- Видимо в ваши годы я буду вспоминать о загубленной молодости, - горько проронила я, чувствуя, как слеза стекает по щеке.

- Жизнь длинная, Катя. Не зарекайся, - Амиров покачал головой и вышел.

Все следующие дни и недели я не выходила из своей комнаты. На любые предложения Генриха Эдельбертовича отвечала отказом. На вопросы о свадьбе равнодушно пожимала плечами и предлагала решать ему самому.

Будь я на его месте, уже давно разозлилась бы и пинками выгнала такую «невесту». Зачем мне рядом человек, которого воротит от одного лишь моего вида? Но Амиров вполне достойно терпел и проявлял чудеса доброты и понимания. Вот только надолго ли его хватит? Мне, как назло, хотелось его спровоцировать и вывести из себя. Но мужчина не поддавался на детские выходки и злые слова.

Лишь раз у нас состоялся нелицеприятный разговор, после которого мне снова вызывали врача, так как у меня подозрительно защемило сердце, и я начала задыхаться от подступающих слез.

- Катя, ты ведь понимаешь, что роль жены подразумевает делить одно ложе с мужем? – начал Амиров издалека.

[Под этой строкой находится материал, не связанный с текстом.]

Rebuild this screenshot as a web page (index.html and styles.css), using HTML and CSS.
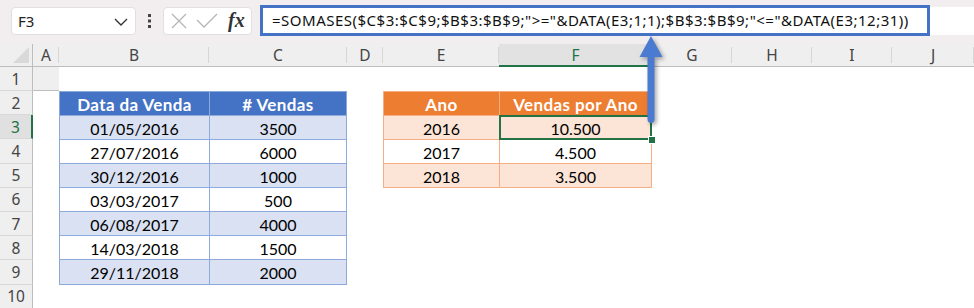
FILE: index.html
```html
<!DOCTYPE html>
<html lang="pt">
<head>
    <meta charset="UTF-8" />
    <title>SOMASES por Ano</title>
    <link rel="stylesheet" href="styles.css">
</head>
<body>
<div class="app">
    <div class="formula-bar">
        <div class="name-box">
            <span>F3</span>
            <svg class="chevron" width="14" height="8" viewBox="0 0 14 8"><polyline points="1,1 7,7 13,1" fill="none" stroke="#333" stroke-width="1.4"/></svg>
        </div>
        <div class="grip">
            <svg width="4" height="14" viewBox="0 0 4 14"><rect x="0" y="0" width="3" height="3" fill="#444"/><rect x="0" y="5.5" width="3" height="3" fill="#444"/><rect x="0" y="11" width="3" height="3" fill="#444"/></svg>
        </div>
        <div class="fx-box">
            <svg width="18" height="18" viewBox="0 0 18 18"><path d="M2 2 L16 16 M16 2 L2 16" stroke="#b5b5b5" stroke-width="1.3" fill="none"/></svg>
            <svg width="22" height="16" viewBox="0 0 22 16"><polyline points="1,7 8,14 21,1" stroke="#b5b5b5" stroke-width="1.3" fill="none"/></svg>
            <span class="fx">fx</span>
        </div>
        <div class="formula-input">
            <div class="formula-highlight">=SOMASES($C$3:$C$9;$B$3:$B$9;"&gt;="&amp;DATA(E3;1;1);$B$3:$B$9;"&lt;="&amp;DATA(E3;12;31))</div>
        </div>
    </div>

    <div class="sheet">
        <div class="corner"></div>
        <div class="col-head">A</div>
        <div class="col-head">B</div>
        <div class="col-head">C</div>
        <div class="col-head">D</div>
        <div class="col-head">E</div>
        <div class="col-head active">F</div>
        <div class="col-head">G</div>
        <div class="col-head">H</div>
        <div class="col-head">I</div>
        <div class="col-head">J</div>
        <div class="col-head last"></div>

        <div class="row-head r1">1</div>
        <div class="row-head r2">2</div>
        <div class="row-head r3 active">3</div>
        <div class="row-head r4">4</div>
        <div class="row-head r5">5</div>
        <div class="row-head r6">6</div>
        <div class="row-head r7">7</div>
        <div class="row-head r8">8</div>
        <div class="row-head r9">9</div>
        <div class="row-head r10">10</div>

        <div class="data-table blue">
            <div class="th">Data da Venda</div><div class="th"># Vendas</div>
            <div class="td band">01/05/2016</div><div class="td band">3500</div>
            <div class="td">27/07/2016</div><div class="td">6000</div>
            <div class="td band">30/12/2016</div><div class="td band">1000</div>
            <div class="td">03/03/2017</div><div class="td">500</div>
            <div class="td band">06/08/2017</div><div class="td band">4000</div>
            <div class="td">14/03/2018</div><div class="td">1500</div>
            <div class="td band">29/11/2018</div><div class="td band">2000</div>
        </div>

        <div class="data-table orange">
            <div class="th">Ano</div><div class="th">Vendas por Ano</div>
            <div class="td band">2016</div><div class="td band selected">10.500<span class="handle"></span></div>
            <div class="td">2017</div><div class="td">4.500</div>
            <div class="td band">2018</div><div class="td band">3.500</div>
        </div>
    </div>

    <svg class="arrow" width="30" height="96" viewBox="636 32 30 96">
        <path d="M651 36 L662.5 57 L654.5 57 L654.5 119 Q654.5 123 651 123 Q647.5 123 647.5 119 L647.5 57 L639.5 57 Z" fill="#4a7bd0"/>
    </svg>
</div>
</body>
</html>
```

FILE: styles.css
```css
body {
    margin: 0;
    background: #ffffff;
    font-family: "Noto Sans", "Open Sans", sans-serif;
}
.app {
    position: relative;
    width: 974px;
    height: 308px;
    overflow: hidden;
}

/* barra de fórmulas */
.formula-bar {
    height: 44px;
    background-color: #f2eef0;
    display: flex;
    align-items: flex-start;
    padding-top: 7px;
    box-sizing: border-box;
}
.name-box {
    margin-left: 11px;
    width: 125px;
    height: 28px;
    background: white;
    border: 1px solid #e2dfe0;
    border-radius: 4px;
    box-sizing: border-box;
    display: flex;
    align-items: center;
    justify-content: space-between;
    padding: 0 7px 0 6px;
    font-size: 15px;
    color: #222;
}
.chevron {
    margin-top: 2px;
}
.grip {
    width: 27px;
    height: 28px;
    display: flex;
    align-items: center;
    justify-content: center;
}
.fx-box {
    width: 89px;
    height: 28px;
    background: white;
    border: 1px solid #e2dfe0;
    border-radius: 4px;
    box-sizing: border-box;
    display: flex;
    align-items: center;
    gap: 8px;
    padding-left: 6px;
}
.fx {
    font-family: "Liberation Serif", serif;
    font-style: italic;
    font-weight: bold;
    font-size: 20px;
    color: #333;
    margin-left: 2px;
    margin-top: -2px;
}
.formula-input {
    margin-left: 8px;
    flex: 1;
    height: 28px;
    background: white;
}
.formula-highlight {
    width: 670px;
    height: 31px;
    margin-top: -2px;
    border: 3px solid #4472c4;
    box-sizing: border-box;
    padding-left: 9px;
    font-size: 15px;
    letter-spacing: 0.5px;
    line-height: 25px;
    color: #111;
    white-space: nowrap;
}

/* folha */
.sheet {
    display: grid;
    grid-template-columns: 33px 26px 150px 138px 36px 116px 153px 80px 80px 80px 1fr;
    grid-template-rows: 23px 24px repeat(9, 24.2px);
    background: white;
}
.corner {
    background: #efefef;
    border-right: 1px solid #bdbdbd;
    border-bottom: 1px solid #bdbdbd;
    position: relative;
}
.corner::after {
    content: "";
    position: absolute;
    right: 3px;
    bottom: 3px;
    border-left: 16px solid transparent;
    border-bottom: 16px solid #d9d9d9;
}
.col-head {
    background: #efefef;
    border-bottom: 1px solid #bdbdbd;
    font-size: 15.5px;
    color: #444;
    text-align: center;
    line-height: 23px;
    position: relative;
}
.col-head::after {
    content: "";
    position: absolute;
    right: 0;
    top: 3px;
    bottom: 3px;
    border-right: 1px solid #d6d6d6;
}
.col-head.last::after {
    display: none;
}
.col-head.active {
    background: #e2e2e2;
    color: #217346;
    border-bottom: 2px solid #217346;
    line-height: 22px;
}
.row-head {
    grid-column: 1;
    background: #efefef;
    border-right: 1px solid #bdbdbd;
    border-bottom: 1px solid #d8d8d8;
    font-size: 15.5px;
    color: #444;
    text-align: center;
    display: flex;
    align-items: center;
    justify-content: center;
}
.row-head.active {
    background: #e0e0e0;
    color: #217346;
    border-right: 2px solid #217346;
}
.r1 { grid-row: 2; }
.r2 { grid-row: 3; }
.r3 { grid-row: 4; }
.r4 { grid-row: 5; }
.r5 { grid-row: 6; }
.r6 { grid-row: 7; }
.r7 { grid-row: 8; }
.r8 { grid-row: 9; }
.r9 { grid-row: 10; }
.r10 { grid-row: 11; }

/* tabelas */
.data-table {
    display: grid;
    padding: 1px;
    gap: 1px;
    font-family: "Lato", "Liberation Sans", sans-serif;
    font-size: 16px;
}
.data-table.blue {
    grid-column: 3 / 5;
    grid-row: 3 / 11;
    grid-template-columns: 149px 1fr;
    grid-template-rows: repeat(8, 1fr);
    background: #8ea9db;
}
.data-table.orange {
    grid-column: 6 / 8;
    grid-row: 3 / 7;
    grid-template-columns: 115px 1fr;
    grid-template-rows: repeat(4, 1fr);
    background: #f4b084;
}
.th,
.td {
    display: flex;
    align-items: center;
    justify-content: center;
    background: white;
    color: #000;
    padding-top: 2px;
}
.th {
    color: white;
    font-weight: bold;
    font-size: 17px;
    letter-spacing: 0.4px;
}
.blue .th {
    background: #4472c4;
}
.orange .th {
    background: #ed7d31;
}
.blue .band {
    background: #d9e1f2;
}
.orange .band {
    background: #fce4d6;
}
.selected {
    position: relative;
    outline: 2px solid #217346;
    outline-offset: -1px;
}
.handle {
    position: absolute;
    right: -5px;
    bottom: -5px;
    width: 6px;
    height: 6px;
    background: #217346;
    border: 1px solid white;
}

.arrow {
    position: absolute;
    left: 636px;
    top: 32px;
    filter: drop-shadow(2px 2px 2px rgba(0, 0, 0, 0.35));
}
```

- Я не буду с вами спать добровольно. Можете вон позвать своих псов Сергея с Дмитрием, и им придется меня держать, - зло усмехнулась прямо ему в глаза.

- Ты все еще обижена, что они насильно тебя унесли из дома, - покачал он головой.

- Нет, что вы. Я обо всем забыла, стоило увидеть ваш роскошный дом, - съязвила я.

- Катенька, мне нужны от тебя дети. Такие же языкастые и ершистые, как ты. При нужном воспитании вырастут более чем достойными людьми.

- Воспользуйтесь услугами суррогатной матери!

- Я женюсь не для того, чтобы мне рожала детей чужая баба, - мягко возразил он.

- Так и я вам чужая баба!

- За эти две недели, что ты у меня, уже не чужая.

- Пусть другая поживет у вас несколько месяцев и будете как родные с ней.

- Катя, - Амиров добавил стали в голос, - Не вижу смысла и дальше с тобой пререкаться, поэтому просто ставлю перед фактом. Будь готова принять меня в брачную ночь. Я и так щажу тебя, не трогаю сейчас и даю личное пространство со свободой. Другой вопрос, что ты этим не пользуешься и продолжаешь упиваться своим несчастьем.

От услышанного у меня чуть не подкосились ноги, благо я сидела. Но все тело тут же затряслось, как от лихорадки. Слезы невольно потекли, пока дрожащие руки их нервно утирали.

- Нет, - через сбившееся дыхание кое-как ответила.

- Катя! – Амиров непривычно повысил голос и стукнул кулаком по столику, - Прекрати реветь! От этого еще никто не умирал.

- Да лучше бы я умерла! – закричала и вскочила с кровати, чувствуя, как в груди что-то сильно печет.

- Не смей так говорить, глупая девчонка, - впервые закричал Генрих Эдельбертович, - Ты еще жизни не знаешь, а несешь такие глупости. Любая другая уже давно бы молча раздвинула ноги и опустошала мои карты в ЦУМе!

Мне было сложно дышать. Горло сдавил спазм, а с левой стороны груди кто-то невидимый играл с моим сердцем. Было ощущение, что чья-то рука беспощадно сжимает его и отпускает. Сильно сдавливает и снова дает передышку.

Я упала на колени, держась за грудь и горло.

- Катя? – Амиров бухнулся рядом и заглянул в мое посиневшее лицо, - Твою мать..!!!

Врач прибыл через двадцать минут. Только увидев меня, он тут же стер благодушную улыбку с лица и бросился к своему чемоданчику.

- Шоковая асфиксия, - сказал он, когда приступ меня отпустил.

- Что это? – на Генриха Эдельбертовича было страшно смотреть. Он сам побелел, как мел, а круглая физиономия слегка вытянулась.

- Если говорить проще, то гипервентиляционный синдром.